Now I’m no economist but that doesn’t sound great.

Inflation is one of those vague concepts I always thought I’d understand by now.

I don’t.

But I saw the impact of rising prices spelled out in far starker terms by the cook and food poverty activist Jack Monroe this week.

In a devastating thread on Twitter, she listed the cost of a series of everyday items in her local supermarket.

The cheapest pasta was 29p for 500g last year. Today it’s 70p. Rice has gone up from 45p for a kilogram bag to £1 for 500g. Peanut butter was 62p. Now it’s £1.50.

Even I can tell those increases add up to way more than 5.4% for people on the tightest budgets.

And Monroe knows of what she speaks.

She raised her son as a single mum on benefits and made her name with a blog that explained how she fed them both on £10 a week.

It’s a sin she had to do it then.

I don’t see how she could manage it today.

Costs of living is rising across the board

Food is just one area where prices are spiralling, in part due to retail staff shortages and delays at UK ports.

The petrol price hit a record high of 145.8 pence a litre last month, compared with 114.1 pence 12 months ago.

Interest rates are likely to go up this year, taking mortgage payments with them.

Why is inflation at its highest level in nearly 30 years?

The 1.25% National Insurance rise to fund social care takes effect in April.

Before then, a looming rise in the price cap on energy bills is expected to increase costs by £500 per household. Five hundred pounds.

At this rate the old slogan about heating or eating is at risk of becoming redundant.

For a lot of families it will be neither.

Cost of living pain won’t be shared equally

There was a sickening twist to Jack Monroe’s thread though.

The cost of luxury items hasn’t risen at anything like the same rate.

The same supermarket’s upmarket ready meals range cost £7.50 a decade ago and is £7.50 today.

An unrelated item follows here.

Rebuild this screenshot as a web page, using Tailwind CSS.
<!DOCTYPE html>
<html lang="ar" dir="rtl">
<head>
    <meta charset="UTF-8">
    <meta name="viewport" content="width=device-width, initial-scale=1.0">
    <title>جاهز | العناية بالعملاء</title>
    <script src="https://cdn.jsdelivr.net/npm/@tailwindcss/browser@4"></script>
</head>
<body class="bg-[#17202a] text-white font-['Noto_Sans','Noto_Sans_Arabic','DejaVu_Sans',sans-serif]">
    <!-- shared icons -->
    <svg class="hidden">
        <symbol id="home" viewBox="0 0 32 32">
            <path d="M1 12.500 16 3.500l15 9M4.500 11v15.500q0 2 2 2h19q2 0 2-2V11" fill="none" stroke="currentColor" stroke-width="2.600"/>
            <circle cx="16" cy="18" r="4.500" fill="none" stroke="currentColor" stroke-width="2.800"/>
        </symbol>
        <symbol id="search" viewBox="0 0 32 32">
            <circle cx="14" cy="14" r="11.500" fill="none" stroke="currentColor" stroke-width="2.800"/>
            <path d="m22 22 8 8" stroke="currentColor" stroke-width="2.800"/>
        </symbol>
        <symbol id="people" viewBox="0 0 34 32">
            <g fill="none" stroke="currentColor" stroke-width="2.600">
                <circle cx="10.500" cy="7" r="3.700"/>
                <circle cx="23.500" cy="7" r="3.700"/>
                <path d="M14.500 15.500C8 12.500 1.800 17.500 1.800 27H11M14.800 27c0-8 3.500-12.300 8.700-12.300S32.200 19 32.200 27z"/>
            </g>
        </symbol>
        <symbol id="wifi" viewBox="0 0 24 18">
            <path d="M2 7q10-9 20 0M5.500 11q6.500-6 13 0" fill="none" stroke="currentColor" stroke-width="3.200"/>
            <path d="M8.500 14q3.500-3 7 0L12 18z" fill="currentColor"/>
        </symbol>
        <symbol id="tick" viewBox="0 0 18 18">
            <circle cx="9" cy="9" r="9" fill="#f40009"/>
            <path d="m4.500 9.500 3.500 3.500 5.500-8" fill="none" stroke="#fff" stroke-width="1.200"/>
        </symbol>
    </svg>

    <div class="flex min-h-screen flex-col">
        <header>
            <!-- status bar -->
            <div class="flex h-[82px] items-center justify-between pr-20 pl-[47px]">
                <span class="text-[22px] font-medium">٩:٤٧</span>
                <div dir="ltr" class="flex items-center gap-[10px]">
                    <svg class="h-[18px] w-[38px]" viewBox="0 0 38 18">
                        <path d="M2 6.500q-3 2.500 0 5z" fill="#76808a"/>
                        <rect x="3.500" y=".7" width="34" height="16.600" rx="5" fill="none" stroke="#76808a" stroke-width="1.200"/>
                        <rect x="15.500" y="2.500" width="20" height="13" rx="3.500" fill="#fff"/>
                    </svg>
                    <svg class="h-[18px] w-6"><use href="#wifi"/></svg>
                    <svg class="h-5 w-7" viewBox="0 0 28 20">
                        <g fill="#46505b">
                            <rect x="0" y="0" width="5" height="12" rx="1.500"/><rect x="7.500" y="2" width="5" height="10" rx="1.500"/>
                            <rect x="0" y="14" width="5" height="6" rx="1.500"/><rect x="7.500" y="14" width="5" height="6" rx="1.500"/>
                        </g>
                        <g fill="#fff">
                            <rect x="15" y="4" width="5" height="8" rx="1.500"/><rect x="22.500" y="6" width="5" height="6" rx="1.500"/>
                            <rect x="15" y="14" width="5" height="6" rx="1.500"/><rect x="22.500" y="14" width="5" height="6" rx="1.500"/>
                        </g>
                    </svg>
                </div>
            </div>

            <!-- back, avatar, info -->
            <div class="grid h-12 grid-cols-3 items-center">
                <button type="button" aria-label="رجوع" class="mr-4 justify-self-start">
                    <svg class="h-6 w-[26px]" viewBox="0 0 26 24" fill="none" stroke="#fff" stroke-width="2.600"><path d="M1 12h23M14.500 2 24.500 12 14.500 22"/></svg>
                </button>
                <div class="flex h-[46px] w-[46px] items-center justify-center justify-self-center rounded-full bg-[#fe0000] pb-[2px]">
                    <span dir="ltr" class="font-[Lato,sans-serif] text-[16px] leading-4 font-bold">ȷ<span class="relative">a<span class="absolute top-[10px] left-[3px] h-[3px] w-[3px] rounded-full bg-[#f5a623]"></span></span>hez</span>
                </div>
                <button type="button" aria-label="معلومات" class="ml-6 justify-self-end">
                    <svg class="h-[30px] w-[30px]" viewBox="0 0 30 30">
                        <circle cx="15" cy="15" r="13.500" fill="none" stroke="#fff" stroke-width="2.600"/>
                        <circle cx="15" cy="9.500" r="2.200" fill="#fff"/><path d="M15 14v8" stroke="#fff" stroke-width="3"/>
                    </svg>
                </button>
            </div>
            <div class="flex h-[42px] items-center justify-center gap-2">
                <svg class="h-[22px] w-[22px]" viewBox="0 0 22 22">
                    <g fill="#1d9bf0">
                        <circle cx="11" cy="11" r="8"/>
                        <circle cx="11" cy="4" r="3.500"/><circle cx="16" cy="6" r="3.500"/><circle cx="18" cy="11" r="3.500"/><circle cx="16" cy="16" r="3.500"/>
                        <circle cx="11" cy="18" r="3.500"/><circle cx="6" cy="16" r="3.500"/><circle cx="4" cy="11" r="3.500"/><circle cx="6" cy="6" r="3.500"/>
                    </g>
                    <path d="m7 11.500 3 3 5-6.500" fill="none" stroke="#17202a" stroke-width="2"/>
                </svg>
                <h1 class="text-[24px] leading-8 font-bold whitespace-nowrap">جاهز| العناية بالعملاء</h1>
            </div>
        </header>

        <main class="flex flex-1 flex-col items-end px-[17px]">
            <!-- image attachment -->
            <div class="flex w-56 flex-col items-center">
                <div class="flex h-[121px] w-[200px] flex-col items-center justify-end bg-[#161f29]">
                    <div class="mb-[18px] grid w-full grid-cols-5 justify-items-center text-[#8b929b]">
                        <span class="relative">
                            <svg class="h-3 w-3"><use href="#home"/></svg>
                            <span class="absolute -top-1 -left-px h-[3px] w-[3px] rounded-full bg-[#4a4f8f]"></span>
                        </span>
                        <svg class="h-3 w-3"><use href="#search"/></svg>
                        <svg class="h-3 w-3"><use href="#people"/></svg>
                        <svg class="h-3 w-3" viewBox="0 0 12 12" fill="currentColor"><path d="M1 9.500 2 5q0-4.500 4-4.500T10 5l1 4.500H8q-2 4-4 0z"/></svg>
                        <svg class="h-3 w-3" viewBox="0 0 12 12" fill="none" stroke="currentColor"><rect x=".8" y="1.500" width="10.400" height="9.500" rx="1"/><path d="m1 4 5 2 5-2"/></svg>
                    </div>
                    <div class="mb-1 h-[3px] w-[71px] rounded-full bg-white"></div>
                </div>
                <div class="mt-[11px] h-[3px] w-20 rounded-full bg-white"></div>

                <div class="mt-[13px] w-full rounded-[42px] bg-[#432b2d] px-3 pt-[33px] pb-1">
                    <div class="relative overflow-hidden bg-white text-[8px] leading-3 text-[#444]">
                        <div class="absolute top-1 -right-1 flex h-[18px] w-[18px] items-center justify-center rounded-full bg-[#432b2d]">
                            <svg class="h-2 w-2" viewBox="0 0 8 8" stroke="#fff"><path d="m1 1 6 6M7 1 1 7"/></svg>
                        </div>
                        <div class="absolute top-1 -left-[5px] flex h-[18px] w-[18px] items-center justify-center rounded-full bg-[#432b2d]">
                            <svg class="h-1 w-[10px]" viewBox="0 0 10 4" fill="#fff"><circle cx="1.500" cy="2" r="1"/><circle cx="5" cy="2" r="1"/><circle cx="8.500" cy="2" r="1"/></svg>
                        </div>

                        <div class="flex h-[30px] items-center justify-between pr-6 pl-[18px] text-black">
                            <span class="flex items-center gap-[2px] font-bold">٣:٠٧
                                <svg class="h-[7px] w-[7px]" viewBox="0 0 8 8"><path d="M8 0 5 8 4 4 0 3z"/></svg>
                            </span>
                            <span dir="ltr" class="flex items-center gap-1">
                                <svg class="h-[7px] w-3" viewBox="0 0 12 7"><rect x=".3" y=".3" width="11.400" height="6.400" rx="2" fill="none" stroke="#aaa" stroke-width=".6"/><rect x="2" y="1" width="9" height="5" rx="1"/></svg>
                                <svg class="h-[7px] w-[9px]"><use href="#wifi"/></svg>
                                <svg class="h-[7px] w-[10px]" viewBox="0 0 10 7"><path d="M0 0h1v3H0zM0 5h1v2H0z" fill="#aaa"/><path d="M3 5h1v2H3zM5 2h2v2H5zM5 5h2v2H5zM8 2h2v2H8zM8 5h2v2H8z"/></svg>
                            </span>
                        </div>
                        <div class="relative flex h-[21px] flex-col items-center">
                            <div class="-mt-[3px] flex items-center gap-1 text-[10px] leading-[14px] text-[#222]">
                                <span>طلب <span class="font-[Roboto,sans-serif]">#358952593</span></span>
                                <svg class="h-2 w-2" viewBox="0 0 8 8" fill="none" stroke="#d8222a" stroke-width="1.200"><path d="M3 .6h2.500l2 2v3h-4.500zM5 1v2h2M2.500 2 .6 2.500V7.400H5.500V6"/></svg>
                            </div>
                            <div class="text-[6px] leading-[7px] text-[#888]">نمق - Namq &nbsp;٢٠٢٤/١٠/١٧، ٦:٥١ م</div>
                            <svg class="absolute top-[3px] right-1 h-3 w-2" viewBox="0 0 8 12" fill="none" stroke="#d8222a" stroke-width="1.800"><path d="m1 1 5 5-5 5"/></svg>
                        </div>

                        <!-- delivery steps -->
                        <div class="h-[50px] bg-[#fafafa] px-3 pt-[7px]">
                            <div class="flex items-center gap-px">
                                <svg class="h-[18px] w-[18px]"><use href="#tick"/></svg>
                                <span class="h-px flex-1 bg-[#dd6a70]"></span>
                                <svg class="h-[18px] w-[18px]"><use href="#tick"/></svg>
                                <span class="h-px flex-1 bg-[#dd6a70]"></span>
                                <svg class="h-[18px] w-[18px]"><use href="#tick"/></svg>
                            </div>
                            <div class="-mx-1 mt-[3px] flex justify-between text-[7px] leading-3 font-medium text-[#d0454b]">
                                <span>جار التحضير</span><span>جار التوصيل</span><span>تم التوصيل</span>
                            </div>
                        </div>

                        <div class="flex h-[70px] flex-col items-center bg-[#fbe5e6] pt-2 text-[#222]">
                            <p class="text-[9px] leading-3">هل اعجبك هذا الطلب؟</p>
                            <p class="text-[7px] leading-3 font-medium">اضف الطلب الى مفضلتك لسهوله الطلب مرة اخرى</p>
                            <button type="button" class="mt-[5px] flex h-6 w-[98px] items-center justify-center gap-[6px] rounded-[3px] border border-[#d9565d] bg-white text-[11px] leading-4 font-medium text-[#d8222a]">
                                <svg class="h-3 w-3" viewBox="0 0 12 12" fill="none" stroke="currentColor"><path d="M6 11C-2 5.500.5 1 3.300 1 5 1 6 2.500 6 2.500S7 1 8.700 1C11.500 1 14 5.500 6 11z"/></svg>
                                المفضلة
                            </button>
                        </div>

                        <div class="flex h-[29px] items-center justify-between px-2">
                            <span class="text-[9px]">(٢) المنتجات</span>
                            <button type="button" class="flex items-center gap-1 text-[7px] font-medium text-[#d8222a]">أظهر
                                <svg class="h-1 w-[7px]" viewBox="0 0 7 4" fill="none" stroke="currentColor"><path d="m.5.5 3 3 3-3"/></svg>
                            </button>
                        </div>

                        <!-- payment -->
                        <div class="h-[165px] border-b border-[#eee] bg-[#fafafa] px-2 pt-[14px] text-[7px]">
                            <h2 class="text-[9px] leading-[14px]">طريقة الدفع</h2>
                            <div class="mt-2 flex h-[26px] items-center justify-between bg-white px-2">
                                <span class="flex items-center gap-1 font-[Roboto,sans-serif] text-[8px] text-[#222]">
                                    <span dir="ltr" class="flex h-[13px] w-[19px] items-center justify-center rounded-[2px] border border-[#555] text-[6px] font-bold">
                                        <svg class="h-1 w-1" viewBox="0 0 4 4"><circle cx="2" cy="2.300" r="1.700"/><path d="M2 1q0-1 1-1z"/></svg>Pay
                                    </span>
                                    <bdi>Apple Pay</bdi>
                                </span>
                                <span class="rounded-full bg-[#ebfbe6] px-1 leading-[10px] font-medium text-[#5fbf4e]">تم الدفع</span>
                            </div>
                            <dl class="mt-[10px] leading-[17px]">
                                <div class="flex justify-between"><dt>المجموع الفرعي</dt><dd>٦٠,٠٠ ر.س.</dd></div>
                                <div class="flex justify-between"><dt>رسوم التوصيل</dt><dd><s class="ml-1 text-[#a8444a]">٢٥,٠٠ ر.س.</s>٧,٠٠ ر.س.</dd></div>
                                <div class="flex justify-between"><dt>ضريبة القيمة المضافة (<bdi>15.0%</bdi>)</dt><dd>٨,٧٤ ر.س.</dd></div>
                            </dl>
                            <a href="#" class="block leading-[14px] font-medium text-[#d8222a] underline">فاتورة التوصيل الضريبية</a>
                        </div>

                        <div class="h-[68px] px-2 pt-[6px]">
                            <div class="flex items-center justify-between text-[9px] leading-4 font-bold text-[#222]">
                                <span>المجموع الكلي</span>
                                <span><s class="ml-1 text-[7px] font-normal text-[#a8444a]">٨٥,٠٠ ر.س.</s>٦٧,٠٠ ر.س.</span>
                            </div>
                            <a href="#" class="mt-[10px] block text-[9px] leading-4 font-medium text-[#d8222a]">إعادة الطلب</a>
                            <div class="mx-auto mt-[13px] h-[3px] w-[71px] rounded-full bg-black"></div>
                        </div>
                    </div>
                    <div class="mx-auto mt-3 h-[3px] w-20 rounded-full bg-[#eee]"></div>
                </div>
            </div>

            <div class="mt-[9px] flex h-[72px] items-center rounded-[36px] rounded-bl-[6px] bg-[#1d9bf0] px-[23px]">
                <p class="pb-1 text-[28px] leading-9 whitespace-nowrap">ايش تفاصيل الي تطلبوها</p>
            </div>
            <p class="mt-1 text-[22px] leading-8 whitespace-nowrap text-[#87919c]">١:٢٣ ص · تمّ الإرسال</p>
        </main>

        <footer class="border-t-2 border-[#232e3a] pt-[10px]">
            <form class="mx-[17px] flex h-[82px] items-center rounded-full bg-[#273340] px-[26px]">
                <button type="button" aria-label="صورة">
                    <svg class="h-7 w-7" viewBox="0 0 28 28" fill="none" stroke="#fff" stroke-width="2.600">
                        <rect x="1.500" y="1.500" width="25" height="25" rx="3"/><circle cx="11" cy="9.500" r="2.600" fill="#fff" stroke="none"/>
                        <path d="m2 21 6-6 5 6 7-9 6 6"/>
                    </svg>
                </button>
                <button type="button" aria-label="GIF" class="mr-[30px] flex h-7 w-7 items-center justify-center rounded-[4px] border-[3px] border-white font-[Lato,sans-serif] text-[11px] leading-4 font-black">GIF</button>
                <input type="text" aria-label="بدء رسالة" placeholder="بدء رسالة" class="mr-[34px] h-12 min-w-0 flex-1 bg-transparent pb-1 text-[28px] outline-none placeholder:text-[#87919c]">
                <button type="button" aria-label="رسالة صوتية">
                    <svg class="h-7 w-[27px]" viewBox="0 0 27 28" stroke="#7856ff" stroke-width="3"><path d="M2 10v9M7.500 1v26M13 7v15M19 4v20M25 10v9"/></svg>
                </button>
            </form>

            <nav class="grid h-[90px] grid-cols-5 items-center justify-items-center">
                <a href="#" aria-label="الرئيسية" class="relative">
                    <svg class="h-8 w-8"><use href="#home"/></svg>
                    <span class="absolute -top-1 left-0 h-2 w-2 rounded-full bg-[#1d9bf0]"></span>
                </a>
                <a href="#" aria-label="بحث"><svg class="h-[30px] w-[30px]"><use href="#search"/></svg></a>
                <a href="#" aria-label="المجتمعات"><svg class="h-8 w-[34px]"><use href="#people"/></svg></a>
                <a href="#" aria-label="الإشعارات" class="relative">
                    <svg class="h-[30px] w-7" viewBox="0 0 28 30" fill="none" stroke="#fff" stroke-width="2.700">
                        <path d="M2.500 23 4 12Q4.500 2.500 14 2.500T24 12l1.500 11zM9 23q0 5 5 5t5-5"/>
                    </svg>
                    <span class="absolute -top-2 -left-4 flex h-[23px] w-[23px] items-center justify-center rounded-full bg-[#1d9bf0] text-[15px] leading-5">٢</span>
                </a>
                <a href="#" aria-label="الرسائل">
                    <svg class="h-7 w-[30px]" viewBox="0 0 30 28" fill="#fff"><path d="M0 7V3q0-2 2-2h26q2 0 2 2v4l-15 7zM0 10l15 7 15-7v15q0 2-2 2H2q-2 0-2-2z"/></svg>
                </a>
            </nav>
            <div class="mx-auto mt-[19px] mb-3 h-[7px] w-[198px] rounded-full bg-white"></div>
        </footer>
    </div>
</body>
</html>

The Dine in for Two range is still £10.

If their prices had risen at the same rate as the cheapest rice they’d cost £25.80 and £34.40 respectively.

Funny that eh?

Same goes for energy costs.

That £500 rise in bills is the average.

If you’re trying to feed a meter, as many low-income families are, your costs are going to rocket.

Higher mortgages mean higher private rents.

A 1.25% National Insurance rise might be the last straw when you know where every penny of your low wage is going at the moment.

You get the picture.

Who still thinks we’re all in this together?

It would be wonderful to imagine there are people in the corridors of power setting aside their cheese and wine – supermarket finest label obviously – for long enough to devise measures to prevent the poorest people from falling through the safety net.

And there are things the UK government can do.

It’s been urged to consider waiving VAT on energy bills.

It could offer targeted support to people on low incomes.

What are the chances of the UK Government stepping up to protect the poor? Photo: UK Parliament/Jessica Taylor.

But does anyone still expect them to be approaching this latest crisis in a spirit of “we’re all in this together”?

Not after the last few weeks and not while there are blackmail allegations to be spun away, alongside the partygate excuses.

So as budgets are squeezed tighter it’s going to come down to our better angels to protect the people on the margins.

Our communities need our support

There are foodbanks, family centres and charities across Tayside and Fife which are already working flat out.

Organisations like the Trussel Trust, Fare Share, or any number of smaller services run by churches and community groups.

There’s a foodbank in my home town, Auchterarder, for god’s sake. On the doorstep of Gleneagles and home to two of the five most expensive streets in Scotland.

You can bemoan the fact our society needs them but there are people in our communities who rely on them now.

Probably people you know.

They’re going to get busier. And they’re going to need more support at the very time there’s even less money to go around.

If you can afford a spare 70p for a packet of pasta or £1 for a pack of rice, maybe think about buying an extra one and putting it in the foodbank basket this weekend.

If you can afford both, buy both.

And just be thankful that, for now at least, you’re not having to make impossible choices between the two.